- [Rows from a dataset of pages and code]:

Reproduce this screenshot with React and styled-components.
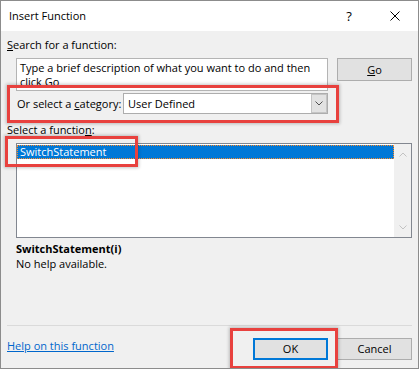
import React from 'react';
import styled, { createGlobalStyle } from 'styled-components';

const GlobalStyle = createGlobalStyle`
  html, body { margin: 0; padding: 0; background: #ffffff; }
  body {
    font-family: "Open Sans", "Noto Sans", sans-serif;
    font-size: 11px;
    color: #000000;
  }
`;

const Window = styled.div`
  position: relative;
  box-sizing: border-box;
  width: 419px;
  height: 369px;
  border: 1px solid #8c8c8c;
  background: #f0f0f0;
  display: flex;
  flex-direction: column;
  overflow: hidden;
`;

const TitleBar = styled.div`
  height: 30px;
  flex-shrink: 0;
  background: #ffffff;
  display: flex;
  align-items: center;
`;

const Title = styled.div`
  flex: 1;
  padding-left: 8px;
  line-height: 16px;
`;

const CaptionButton = styled.div`
  width: 46px;
  height: 30px;
  display: flex;
  align-items: center;
  justify-content: center;
  font-size: 13px;
  line-height: 16px;
`;

const Body = styled.div`
  flex: 1;
  display: flex;
  flex-direction: column;
  padding: 0 6px 8px 6px;
`;

const FieldLabel = styled.div`
  line-height: 16px;
  margin-top: ${(p) => p.$top}px;
  white-space: nowrap;
`;

const SearchRow = styled.div`
  display: flex;
  align-items: flex-start;
  gap: 9px;
  margin-top: 5px;
  padding-left: 9px;
`;

const SearchBox = styled.div`
  box-sizing: border-box;
  width: 312px;
  height: 33px;
  border: 1px solid #b4b4b4;
  background: #ffffff;
  padding: 2px 3px;
  line-height: 14px;
  overflow: hidden;
`;

const SearchLine = styled.div`
  white-space: nowrap;
`;

const Button = styled.div`
  box-sizing: border-box;
  width: 75px;
  height: ${(p) => p.$h || 22}px;
  background: #e1e1e1;
  border: ${(p) => (p.$default ? '2px solid #0078d7' : '1px solid #adadad')};
  display: flex;
  align-items: center;
  justify-content: center;
  line-height: 16px;
  flex-shrink: 0;
`;

const CategoryRow = styled.div`
  display: flex;
  align-items: center;
  margin-top: 2px;
  padding-left: 10px;
  height: 21px;
`;

const CategoryLabel = styled.div`
  width: 106px;
  white-space: nowrap;
  line-height: 16px;
`;

const Combo = styled.div`
  box-sizing: border-box;
  width: 205px;
  height: 21px;
  border: 1px solid #adadad;
  background: #ffffff;
  display: flex;
  align-items: stretch;
`;

const ComboValue = styled.div`
  flex: 1;
  padding-left: 4px;
  display: flex;
  align-items: center;
  line-height: 16px;
`;

const DropButton = styled.div`
  box-sizing: border-box;
  width: 16px;
  background: #e2e2e2;
  border: 1px solid #c4c4c4;
  display: flex;
  align-items: center;
  justify-content: center;
`;

const ListBox = styled.div`
  box-sizing: border-box;
  margin-top: 5px;
  margin-left: 9px;
  height: 95px;
  border: 1px solid #828790;
  background: #ffffff;
  display: flex;
`;

const ListItems = styled.div`
  flex: 1;
  padding-top: 1px;
`;

const ListRow = styled.div`
  box-sizing: border-box;
  height: 14px;
  line-height: 12px;
  padding-left: 2px;
  background: ${(p) => (p.$selected ? '#0078d7' : 'transparent')};
  color: ${(p) => (p.$selected ? '#ffffff' : '#000000')};
  border: 1px dotted ${(p) => (p.$selected ? '#ff8c28' : 'transparent')};
  white-space: nowrap;
`;

const ScrollBar = styled.div`
  width: 17px;
  background: #f0f0f0;
  display: flex;
  flex-direction: column;
  justify-content: space-between;
`;

const ScrollArrow = styled.div`
  height: 20px;
  display: flex;
  align-items: center;
  justify-content: center;
`;

const Description = styled.div`
  margin-top: 3px;
  margin-left: 9px;
  line-height: 15px;
`;

const FuncSignature = styled.div`
  font-weight: 700;
`;

const Footer = styled.div`
  margin-top: auto;
`;

const Separator = styled.div`
  height: 1px;
  background: #dadada;
`;

const FooterRow = styled.div`
  margin-top: 12px;
  display: flex;
  align-items: flex-start;
  gap: 9px;
`;

const HelpLink = styled.a`
  flex: 1;
  color: #0066cc;
  text-decoration: underline;
  line-height: 16px;
  cursor: pointer;
`;

const Highlight = styled.div`
  position: absolute;
  box-sizing: border-box;
  left: ${(p) => p.$x}px;
  top: ${(p) => p.$y}px;
  width: ${(p) => p.$w}px;
  height: ${(p) => p.$h}px;
  border: 3px solid #e8413e;
  box-shadow: 0 0 3px 1px rgba(0, 0, 0, 0.22);
  pointer-events: none;
`;

const Chevron = ({ up, color = '#555', w = 8, h = 5 }) => (
  <svg width={w} height={h} viewBox="0 0 8 5">
    <polyline
      points={up ? '0.5,4.5 4,1 7.5,4.5' : '0.5,0.5 4,4 7.5,0.5'}
      fill="none"
      stroke={color}
      strokeWidth="1"
    />
  </svg>
);

const CloseIcon = () => (
  <svg width="10" height="10" viewBox="0 0 10 10">
    <path d="M0.5 0.5 L9.5 9.5 M9.5 0.5 L0.5 9.5" stroke="#000" strokeWidth="1" />
  </svg>
);

export default function App() {
  return (
    <>
      <GlobalStyle />
      <Window>
        <TitleBar>
          <Title>Insert Function</Title>
          <CaptionButton>?</CaptionButton>
          <CaptionButton>
            <CloseIcon />
          </CaptionButton>
        </TitleBar>
        <Body>
          <FieldLabel $top={6}>
            <u>S</u>earch for a function:
          </FieldLabel>
          <SearchRow>
            <SearchBox>
              <SearchLine>Type a brief description of what you want to do and then</SearchLine>
              <SearchLine>click Go</SearchLine>
            </SearchBox>
            <Button $h={23}>
              <span>
                <u>G</u>o
              </span>
            </Button>
          </SearchRow>
          <CategoryRow>
            <CategoryLabel>
              Or select a <u>c</u>ategory:
            </CategoryLabel>
            <Combo>
              <ComboValue>User Defined</ComboValue>
              <DropButton>
                <Chevron color="#505050" />
              </DropButton>
            </Combo>
          </CategoryRow>
          <FieldLabel $top={8}>
            Select a functio<u>n</u>:
          </FieldLabel>
          <ListBox>
            <ListItems>
              <ListRow $selected>SwitchStatement</ListRow>
            </ListItems>
            <ScrollBar>
              <ScrollArrow>
                <Chevron up color="#c2c2c2" />
              </ScrollArrow>
              <ScrollArrow>
                <Chevron color="#c2c2c2" />
              </ScrollArrow>
            </ScrollBar>
          </ListBox>
          <Description>
            <FuncSignature>SwitchStatement(i)</FuncSignature>
            <div>No help available.</div>
          </Description>
          <Footer>
            <Separator />
            <FooterRow>
              <HelpLink>Help on this function</HelpLink>
              <Button $default>OK</Button>
              <Button>Cancel</Button>
            </FooterRow>
          </Footer>
        </Body>
        <Highlight $x={6} $y={84} $w={332} $h={38} />
        <Highlight $x={4} $y={135} $w={133} $h={31} />
        <Highlight $x={229} $y={327} $w={108} $h={41} />
      </Window>
    </>
  );
}
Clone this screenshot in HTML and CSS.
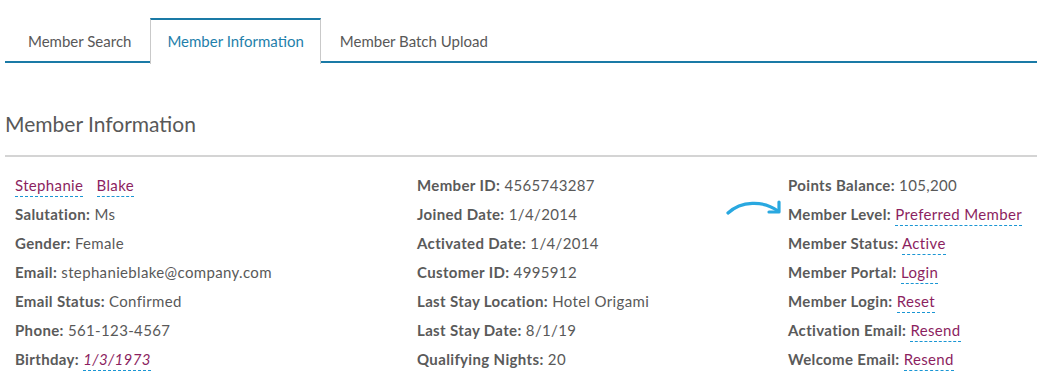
FILE: index.html
```html
<!DOCTYPE html>
<html lang="en">
<head>
  <meta charset="UTF-8" />
  <title>Member Information</title>
  <link rel="stylesheet" href="styles.css">
</head>
<body>
  <div class="page">
    <ul class="tabs">
      <li class="tab">Member Search</li>
      <li class="tab active">Member Information</li>
      <li class="tab">Member Batch Upload</li>
    </ul>

    <h2 class="title">Member Information</h2>

    <div class="info">
      <!-- personal -->
      <div class="col">
        <div class="row"><span class="link">Stephanie</span> <span class="link name-gap">Blake</span></div>
        <div class="row"><b>Salutation:</b> Ms</div>
        <div class="row"><b>Gender:</b> Female</div>
        <div class="row"><b>Email:</b> stephanieblake@company.com</div>
        <div class="row"><b>Email Status:</b> Confirmed</div>
        <div class="row"><b>Phone:</b> 561-123-4567</div>
        <div class="row"><b>Birthday:</b> <span class="link date">1/3/1973</span></div>
      </div>

      <!-- stay -->
      <div class="col">
        <div class="row"><b>Member ID:</b> 4565743287</div>
        <div class="row"><b>Joined Date:</b> 1/4/2014</div>
        <div class="row"><b>Activated Date:</b> 1/4/2014</div>
        <div class="row"><b>Customer ID:</b> 4995912</div>
        <div class="row"><b>Last Stay Location:</b> Hotel Origami</div>
        <div class="row"><b>Last Stay Date:</b> 8/1/19</div>
        <div class="row"><b>Qualifying Nights:</b> 20</div>
      </div>

      <!-- account -->
      <div class="col">
        <div class="row"><b>Points Balance:</b> 105,200</div>
        <div class="row">
          <svg class="arrow" width="58" height="22" viewBox="0 0 58 22">
            <path d="M3 15 C 16 3, 38 2, 53 13" fill="none" stroke="#29a8e0" stroke-width="3.2" stroke-linecap="round"/>
            <path d="M54 4 L 54 14 L 44 14" fill="none" stroke="#29a8e0" stroke-width="3.2" stroke-linecap="round" stroke-linejoin="round"/>
          </svg>
          <b>Member Level:</b> <span class="link">Preferred Member</span>
        </div>
        <div class="row"><b>Member Status:</b> <span class="link">Active</span></div>
        <div class="row"><b>Member Portal:</b> <span class="link">Login</span></div>
        <div class="row"><b>Member Login:</b> <span class="link">Reset</span></div>
        <div class="row"><b>Activation Email:</b> <span class="link">Resend</span></div>
        <div class="row"><b>Welcome Email:</b> <span class="link">Resend</span></div>
      </div>
    </div>
  </div>
</body>
</html>
```

FILE: styles.css
```css
* {
  margin: 0; padding: 0; box-sizing: border-box;
}

body {
  font-family: Lato, "Open Sans", sans-serif;
  color: #595959;
  background: #fff;
}

.page {
  padding: 18px 1px 0 5px;
}

.tabs {
  list-style: none;
  display: flex;
  padding-left: 6px;
  border-bottom: 2px solid #1a7aa6;
  height: 45px;
}

.tab {
  padding: 0 17px;
  margin-right: 2px;
  font-size: 15px;
  line-height: 46px;
  color: #585858;
}

.tab.active {
  color: #1f7fab;
  background: #fff;
  border: 1px solid #c9c9c9;
  border-top: 2px solid #1a7aa6;
  border-bottom: none;
  height: 46px;
  line-height: 42px;
  padding: 0 16px;
}

.title {
  font-size: 21px;
  font-weight: 400;
  color: #585858;
  margin-top: 48px;
  padding-bottom: 19px;
  border-bottom: 2px solid #d4d4d4;
}

.info {
  display: grid;
  grid-template-columns: 402px 371px 1fr;
  padding: 14px 10px 0;
}

.row {
  font-size: 15px;
  letter-spacing: 0.35px;
  line-height: 29px;
  height: 29px;
  white-space: nowrap;
  position: relative;
}

.row b {
  font-weight: 700;
  color: #5a5a5a;
}

.link {
  color: #8c1f5f;
  border-bottom: 1px dashed #1a96d4;
  padding-bottom: 2px;
}

.name-gap {
  margin-left: 9px;
}

.date {
  font-style: italic;
}

.arrow {
  position: absolute;
  left: -63px;
  top: -2px;
}
```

- [INSTRUCTIONS TO FOLLOW]:
From the data above, pick out each line containing "React" and copy it.

- [WRITTEN REPLY]:
Reproduce this screenshot with React and styled-components.
import React from 'react';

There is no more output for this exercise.